Bangladesh Environment Movement (BAPA) has issued the usual memorandum to protect the Bankkhali River of Cox's Bazar, which has lost its heritage due to encroachment, pollution and filling. They have sought the Prime Minister's intervention to protect this river.
On Monday afternoon, Bangladesh Environment Movement (Bapa) Cox's Bazar district branch leaders presented a memorandum to the Prime Minister through District River Protection Committee President and Cox's Bazar District Commissioner Muhammad Shaheen Imran.
General Secretary Kalim Ullah, Organizing Secretary HM Nazrul Islam were present during the signing of the memorandum under the leadership of Bapa Cox's Bazar Branch President Fazlul Quader Chowdhury.

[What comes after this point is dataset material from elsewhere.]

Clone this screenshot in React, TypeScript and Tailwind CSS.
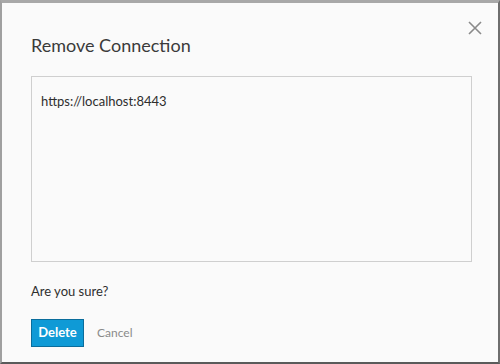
import React from 'react';

const font = { fontFamily: '"Lato", "Open Sans", sans-serif' };

const CloseIcon = () => (
  <svg width="14" height="14" viewBox="0 0 14 14" className="text-[#8a8a8a]">
    <path d="M1 1 L13 13 M13 1 L1 13" stroke="currentColor" strokeWidth="1.6" />
  </svg>
);

export default function App() {
  return (
    <div
      className="relative w-[500px] h-[364px] bg-[#fafafa] border-l-2 border-t-[3px] border-r-2 border-b-2 border-l-[#a0a0a0] border-t-[#a8a8a8] border-r-[#6e6e6e] border-b-[#5a5a5a] flex flex-col pl-[29px] pr-[26px]"
      style={font}
    >
      <button className="absolute right-[16px] top-[18px] p-0">
        <CloseIcon />
      </button>
      <h2 className="mt-[30px] text-[18px] leading-6 text-[#3a3a3a]">Remove Connection</h2>
      <div className="mt-[19px] h-[186px] border border-[#cfcfcf] bg-[#fafafa] px-[9px] pt-[15px] text-[13px] text-[#2e2e2e]">
        https://localhost:8443
      </div>
      <p className="mt-[19px] text-[13px] leading-5 text-[#2e2e2e]">Are you sure?</p>
      <div className="mt-[18px] flex items-center gap-[13px]">
        <button className="h-[28px] w-[53px] bg-[#0f9ad6] border border-[#0a6d9c] text-white text-[13px] font-bold">
          Delete
        </button>
        <button className="text-[12px] text-[#8a8a8a]">Cancel</button>
      </div>
    </div>
  );
}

Vice President Journalist Faridul Alam Shaheen, Advocate Zafar Alam Didar, Nezam Uddin, Ismail Sajjad, Sadar Upazila President Enamul Haque Chowdhury, Organizing Secretary Jahangir Sams, City Branch Organizing Secretary Usain, District Member Mohammad Hossain, Mohammad Farid, Sadar Upazila Bapa Leader Journalist Nurul Hossain, Enamul Haque. According to the memorandum, Bankkhali is one of the main rivers of Cox's Bazar, a tourist city located in the southern part of the country. This river originates from the mountainous region of Bandarban and flows over the Upazilas of Naikshyongchari, Baishari, Ramu and Cox's Bazar Sadar and joins the Bay of Bengal. Bankkhali river was the main travel route from Cox's Bazar to Teknaf, Maheshkhali and Qutubdia until the 1980s. In a span of just a few years, the river is now becoming a threatened and dead river due to encroachment, pollution and deforestation along the river. A Public Interest Litigation was filed in the High Court Division in 2014 to clear the river of illegal encroachment and pollution and restore it to its former state.
After the preliminary hearing of the case, on September 16, 2014, the Hon'ble Court ordered the eviction of all existing occupants and structures in Bankkhali River and closure of the source of pollution. At the same time, the court directed the authorities concerned to refrain from granting leases of Bankkhali river and riverbanks for other purposes.
Later, on January 6, 2015, the court ordered the Cox's Bazar municipality to refrain from dumping waste in the Bankkhali river.
Despite the court's order, Cox's Bazar Municipality is continuously dumping waste in Bankkhali river and filling the river with waste. Moreover, for the past 1 year, some influential people and their proxies have occupied the banks of the river by cutting the paraforests created naturally and through forestry under the "Coastal and Wetland Biodiversity Project" of the Department of Environment and plotting there. Tidal water is still rising in the encroached plots and dead paraforest trees that have been felled are clearly visible. Despite the clear direction of the court to protect the river banks and paraforests adjacent to the banks, no effective action has been taken against these encroachers so far.
The demands put forward by the Prime Minister through the Deputy Commissioner are that Cox's Bazar Municipality should stop dumping waste in the Bankkhali River by complying with the court's order; Encroachment and decontamination of rivers, riverbanks and adjacent paraforests, and all encroachments on riverside paraforests and restoration of paraforests. People's property should be secured from the hands of the occupiers. Punitive action should be taken against all encroachers besides bringing back the damaged paraforests. Cox's Bazar Municipality should be forced to dump the waste at the already selected alternative place for dumping the waste.
Environmentalists have sought the Prime Minister's immediate intervention to protect the traditional Bakkhali River of Cox's Bazar.